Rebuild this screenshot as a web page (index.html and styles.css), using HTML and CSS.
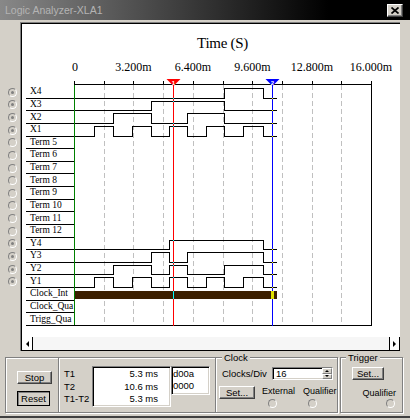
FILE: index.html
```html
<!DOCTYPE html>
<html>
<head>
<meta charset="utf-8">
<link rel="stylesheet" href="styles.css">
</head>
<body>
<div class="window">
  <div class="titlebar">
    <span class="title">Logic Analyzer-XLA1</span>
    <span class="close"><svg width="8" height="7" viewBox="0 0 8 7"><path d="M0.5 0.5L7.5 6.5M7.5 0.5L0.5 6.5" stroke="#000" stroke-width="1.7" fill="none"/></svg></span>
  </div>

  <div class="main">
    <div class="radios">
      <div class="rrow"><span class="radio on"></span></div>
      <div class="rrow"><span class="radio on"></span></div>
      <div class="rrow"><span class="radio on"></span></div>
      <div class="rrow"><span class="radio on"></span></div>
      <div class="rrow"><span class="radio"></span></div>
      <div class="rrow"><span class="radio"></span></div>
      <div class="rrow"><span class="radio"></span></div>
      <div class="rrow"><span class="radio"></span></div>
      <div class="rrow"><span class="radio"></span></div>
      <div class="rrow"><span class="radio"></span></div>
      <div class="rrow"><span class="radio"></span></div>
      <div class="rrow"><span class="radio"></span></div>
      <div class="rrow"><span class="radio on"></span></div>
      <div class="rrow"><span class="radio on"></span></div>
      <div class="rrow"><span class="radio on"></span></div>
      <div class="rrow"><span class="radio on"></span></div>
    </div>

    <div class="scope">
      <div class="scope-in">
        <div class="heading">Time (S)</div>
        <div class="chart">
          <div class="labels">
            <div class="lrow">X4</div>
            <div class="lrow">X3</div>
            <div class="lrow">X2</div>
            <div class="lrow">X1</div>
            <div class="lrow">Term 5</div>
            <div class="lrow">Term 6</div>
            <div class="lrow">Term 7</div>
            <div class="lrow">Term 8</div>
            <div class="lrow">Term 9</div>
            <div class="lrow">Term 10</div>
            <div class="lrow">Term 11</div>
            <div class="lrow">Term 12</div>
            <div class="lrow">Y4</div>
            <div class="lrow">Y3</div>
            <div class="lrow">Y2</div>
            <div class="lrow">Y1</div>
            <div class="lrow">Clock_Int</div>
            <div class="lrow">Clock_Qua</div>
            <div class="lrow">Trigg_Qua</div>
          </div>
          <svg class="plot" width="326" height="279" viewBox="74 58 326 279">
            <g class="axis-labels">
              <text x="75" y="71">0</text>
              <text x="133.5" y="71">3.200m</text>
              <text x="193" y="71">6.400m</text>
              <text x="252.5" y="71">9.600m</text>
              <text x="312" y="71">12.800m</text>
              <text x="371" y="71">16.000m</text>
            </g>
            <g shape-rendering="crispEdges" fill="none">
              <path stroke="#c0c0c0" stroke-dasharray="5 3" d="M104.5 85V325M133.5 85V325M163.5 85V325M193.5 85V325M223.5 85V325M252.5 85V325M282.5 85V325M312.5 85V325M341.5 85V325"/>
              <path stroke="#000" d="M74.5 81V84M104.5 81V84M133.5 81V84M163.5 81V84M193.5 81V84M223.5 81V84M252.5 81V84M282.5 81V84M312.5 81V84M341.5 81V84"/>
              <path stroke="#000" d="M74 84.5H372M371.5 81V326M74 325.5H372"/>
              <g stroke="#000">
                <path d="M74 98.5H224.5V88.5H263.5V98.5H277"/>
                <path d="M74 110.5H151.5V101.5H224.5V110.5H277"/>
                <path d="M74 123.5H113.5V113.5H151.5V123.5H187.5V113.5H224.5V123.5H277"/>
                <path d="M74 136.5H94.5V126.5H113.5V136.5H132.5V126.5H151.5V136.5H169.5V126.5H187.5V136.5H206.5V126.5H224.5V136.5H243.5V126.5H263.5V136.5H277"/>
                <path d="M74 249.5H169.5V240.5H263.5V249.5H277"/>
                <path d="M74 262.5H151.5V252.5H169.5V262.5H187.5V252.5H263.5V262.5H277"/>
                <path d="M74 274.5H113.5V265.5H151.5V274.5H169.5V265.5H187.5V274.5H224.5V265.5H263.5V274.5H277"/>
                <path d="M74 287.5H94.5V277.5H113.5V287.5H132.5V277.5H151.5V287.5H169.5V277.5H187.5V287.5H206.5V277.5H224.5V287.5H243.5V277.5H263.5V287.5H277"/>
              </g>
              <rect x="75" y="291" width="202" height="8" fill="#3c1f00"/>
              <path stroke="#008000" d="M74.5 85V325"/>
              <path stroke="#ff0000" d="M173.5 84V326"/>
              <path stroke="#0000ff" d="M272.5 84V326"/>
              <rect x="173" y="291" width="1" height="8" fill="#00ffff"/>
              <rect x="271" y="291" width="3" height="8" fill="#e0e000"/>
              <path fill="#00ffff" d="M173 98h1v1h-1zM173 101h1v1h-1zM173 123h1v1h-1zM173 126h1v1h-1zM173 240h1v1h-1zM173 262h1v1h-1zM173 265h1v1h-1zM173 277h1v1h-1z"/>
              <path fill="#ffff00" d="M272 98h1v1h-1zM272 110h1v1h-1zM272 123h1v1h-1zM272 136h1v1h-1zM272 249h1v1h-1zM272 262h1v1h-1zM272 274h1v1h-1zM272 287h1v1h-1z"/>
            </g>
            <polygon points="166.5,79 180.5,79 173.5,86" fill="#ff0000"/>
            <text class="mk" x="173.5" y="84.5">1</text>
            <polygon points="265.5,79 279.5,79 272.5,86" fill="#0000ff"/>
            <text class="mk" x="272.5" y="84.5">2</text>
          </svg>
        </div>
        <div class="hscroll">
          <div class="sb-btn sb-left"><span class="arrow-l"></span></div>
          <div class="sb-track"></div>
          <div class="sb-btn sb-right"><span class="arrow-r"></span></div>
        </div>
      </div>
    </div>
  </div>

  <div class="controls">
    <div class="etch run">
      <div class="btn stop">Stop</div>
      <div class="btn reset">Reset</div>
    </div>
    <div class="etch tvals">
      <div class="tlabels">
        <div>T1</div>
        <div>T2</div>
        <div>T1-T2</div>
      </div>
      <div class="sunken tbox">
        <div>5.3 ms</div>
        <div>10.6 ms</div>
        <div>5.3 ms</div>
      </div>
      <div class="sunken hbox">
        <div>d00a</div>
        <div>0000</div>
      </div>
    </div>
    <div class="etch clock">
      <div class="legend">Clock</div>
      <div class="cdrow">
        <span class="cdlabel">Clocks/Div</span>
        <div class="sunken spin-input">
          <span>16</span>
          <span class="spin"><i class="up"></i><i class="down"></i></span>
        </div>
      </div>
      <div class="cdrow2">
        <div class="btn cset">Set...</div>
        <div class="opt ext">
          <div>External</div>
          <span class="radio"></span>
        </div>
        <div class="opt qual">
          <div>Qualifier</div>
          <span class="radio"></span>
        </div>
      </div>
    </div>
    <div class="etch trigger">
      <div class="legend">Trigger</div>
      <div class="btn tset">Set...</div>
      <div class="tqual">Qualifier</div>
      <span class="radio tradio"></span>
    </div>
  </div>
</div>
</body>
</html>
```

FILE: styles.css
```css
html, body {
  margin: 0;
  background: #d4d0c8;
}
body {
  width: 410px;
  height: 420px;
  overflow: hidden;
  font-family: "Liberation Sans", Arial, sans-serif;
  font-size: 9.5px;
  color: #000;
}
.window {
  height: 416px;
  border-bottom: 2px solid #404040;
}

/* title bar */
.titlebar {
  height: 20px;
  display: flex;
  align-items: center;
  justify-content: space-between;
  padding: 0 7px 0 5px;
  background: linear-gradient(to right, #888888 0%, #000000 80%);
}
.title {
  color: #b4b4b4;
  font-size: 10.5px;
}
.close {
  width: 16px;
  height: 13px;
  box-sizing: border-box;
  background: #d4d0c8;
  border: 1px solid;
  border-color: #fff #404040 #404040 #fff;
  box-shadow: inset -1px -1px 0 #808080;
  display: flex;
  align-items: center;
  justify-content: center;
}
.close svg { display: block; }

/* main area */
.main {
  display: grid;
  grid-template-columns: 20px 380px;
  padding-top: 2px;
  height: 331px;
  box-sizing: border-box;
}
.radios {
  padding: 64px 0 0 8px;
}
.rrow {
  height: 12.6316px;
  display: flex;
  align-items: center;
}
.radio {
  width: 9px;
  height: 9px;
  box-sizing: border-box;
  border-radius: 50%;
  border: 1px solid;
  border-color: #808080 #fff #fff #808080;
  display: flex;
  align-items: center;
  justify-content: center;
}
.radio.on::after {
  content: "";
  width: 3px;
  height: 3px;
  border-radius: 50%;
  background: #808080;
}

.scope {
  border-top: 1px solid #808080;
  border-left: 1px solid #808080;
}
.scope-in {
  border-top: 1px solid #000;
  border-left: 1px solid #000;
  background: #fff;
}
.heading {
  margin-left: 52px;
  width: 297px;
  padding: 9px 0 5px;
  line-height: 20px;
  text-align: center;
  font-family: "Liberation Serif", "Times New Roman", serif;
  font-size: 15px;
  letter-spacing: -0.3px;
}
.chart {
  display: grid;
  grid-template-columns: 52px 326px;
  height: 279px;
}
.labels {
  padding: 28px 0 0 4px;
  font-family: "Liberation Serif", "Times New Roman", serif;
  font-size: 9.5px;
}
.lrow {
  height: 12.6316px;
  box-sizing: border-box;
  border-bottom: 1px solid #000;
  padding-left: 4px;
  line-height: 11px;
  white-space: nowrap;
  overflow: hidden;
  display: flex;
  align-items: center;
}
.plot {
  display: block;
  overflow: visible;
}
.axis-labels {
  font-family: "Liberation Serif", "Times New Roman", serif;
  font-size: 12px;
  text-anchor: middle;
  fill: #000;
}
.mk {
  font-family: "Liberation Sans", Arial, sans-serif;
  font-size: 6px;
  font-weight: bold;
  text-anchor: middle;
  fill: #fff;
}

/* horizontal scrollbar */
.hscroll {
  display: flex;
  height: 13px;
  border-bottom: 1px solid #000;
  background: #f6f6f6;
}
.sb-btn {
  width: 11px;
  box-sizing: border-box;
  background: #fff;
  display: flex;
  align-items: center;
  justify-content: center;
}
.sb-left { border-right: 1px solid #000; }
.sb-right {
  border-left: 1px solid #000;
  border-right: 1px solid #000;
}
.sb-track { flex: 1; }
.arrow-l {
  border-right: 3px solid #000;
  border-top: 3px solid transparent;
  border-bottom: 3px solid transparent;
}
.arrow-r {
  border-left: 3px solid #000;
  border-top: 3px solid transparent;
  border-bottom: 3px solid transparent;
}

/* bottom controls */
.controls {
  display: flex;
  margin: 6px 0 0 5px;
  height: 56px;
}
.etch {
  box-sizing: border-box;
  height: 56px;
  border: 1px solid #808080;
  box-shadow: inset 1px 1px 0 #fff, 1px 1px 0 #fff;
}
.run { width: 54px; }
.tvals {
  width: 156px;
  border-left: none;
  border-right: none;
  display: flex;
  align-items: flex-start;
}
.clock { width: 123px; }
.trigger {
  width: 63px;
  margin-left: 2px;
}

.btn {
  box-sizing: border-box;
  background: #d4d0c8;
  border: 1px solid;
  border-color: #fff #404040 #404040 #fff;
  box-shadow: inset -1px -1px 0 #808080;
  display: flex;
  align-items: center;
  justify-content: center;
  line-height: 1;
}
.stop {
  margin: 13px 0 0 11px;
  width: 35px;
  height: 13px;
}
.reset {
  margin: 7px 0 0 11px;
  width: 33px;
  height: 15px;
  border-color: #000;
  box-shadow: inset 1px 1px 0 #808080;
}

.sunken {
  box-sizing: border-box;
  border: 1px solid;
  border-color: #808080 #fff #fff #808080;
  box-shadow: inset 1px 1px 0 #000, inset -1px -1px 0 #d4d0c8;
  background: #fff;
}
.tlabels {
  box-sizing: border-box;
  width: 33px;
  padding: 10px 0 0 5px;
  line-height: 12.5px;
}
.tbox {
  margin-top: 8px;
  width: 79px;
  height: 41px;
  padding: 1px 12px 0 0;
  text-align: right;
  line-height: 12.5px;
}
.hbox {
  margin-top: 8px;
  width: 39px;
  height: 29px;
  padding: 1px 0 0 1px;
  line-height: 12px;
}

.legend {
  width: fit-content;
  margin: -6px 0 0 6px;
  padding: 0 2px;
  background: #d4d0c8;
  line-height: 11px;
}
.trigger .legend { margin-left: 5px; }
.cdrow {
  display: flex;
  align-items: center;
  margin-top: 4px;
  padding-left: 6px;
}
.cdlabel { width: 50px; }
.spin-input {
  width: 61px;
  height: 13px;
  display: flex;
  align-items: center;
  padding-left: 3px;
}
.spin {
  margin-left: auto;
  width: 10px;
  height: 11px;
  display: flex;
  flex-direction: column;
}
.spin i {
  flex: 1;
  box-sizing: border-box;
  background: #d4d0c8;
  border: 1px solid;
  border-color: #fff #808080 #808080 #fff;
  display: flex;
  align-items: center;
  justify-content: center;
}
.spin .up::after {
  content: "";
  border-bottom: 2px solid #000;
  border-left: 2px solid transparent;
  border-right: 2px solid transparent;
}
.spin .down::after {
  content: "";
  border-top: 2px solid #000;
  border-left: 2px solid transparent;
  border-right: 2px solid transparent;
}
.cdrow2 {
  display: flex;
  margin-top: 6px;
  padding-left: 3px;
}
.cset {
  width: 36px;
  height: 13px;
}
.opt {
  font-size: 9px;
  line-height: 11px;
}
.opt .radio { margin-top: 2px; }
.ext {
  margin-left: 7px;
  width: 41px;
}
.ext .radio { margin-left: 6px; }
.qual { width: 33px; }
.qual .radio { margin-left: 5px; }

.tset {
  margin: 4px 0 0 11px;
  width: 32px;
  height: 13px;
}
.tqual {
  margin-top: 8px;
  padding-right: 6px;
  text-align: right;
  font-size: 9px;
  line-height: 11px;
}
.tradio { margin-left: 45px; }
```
____________
Set exercise
Extract every line that has the string "styles" in it.

Result below
Rebuild this screenshot as a web page (index.html and styles.css), using HTML and CSS.
<link rel="stylesheet" href="styles.css">
FILE: styles.css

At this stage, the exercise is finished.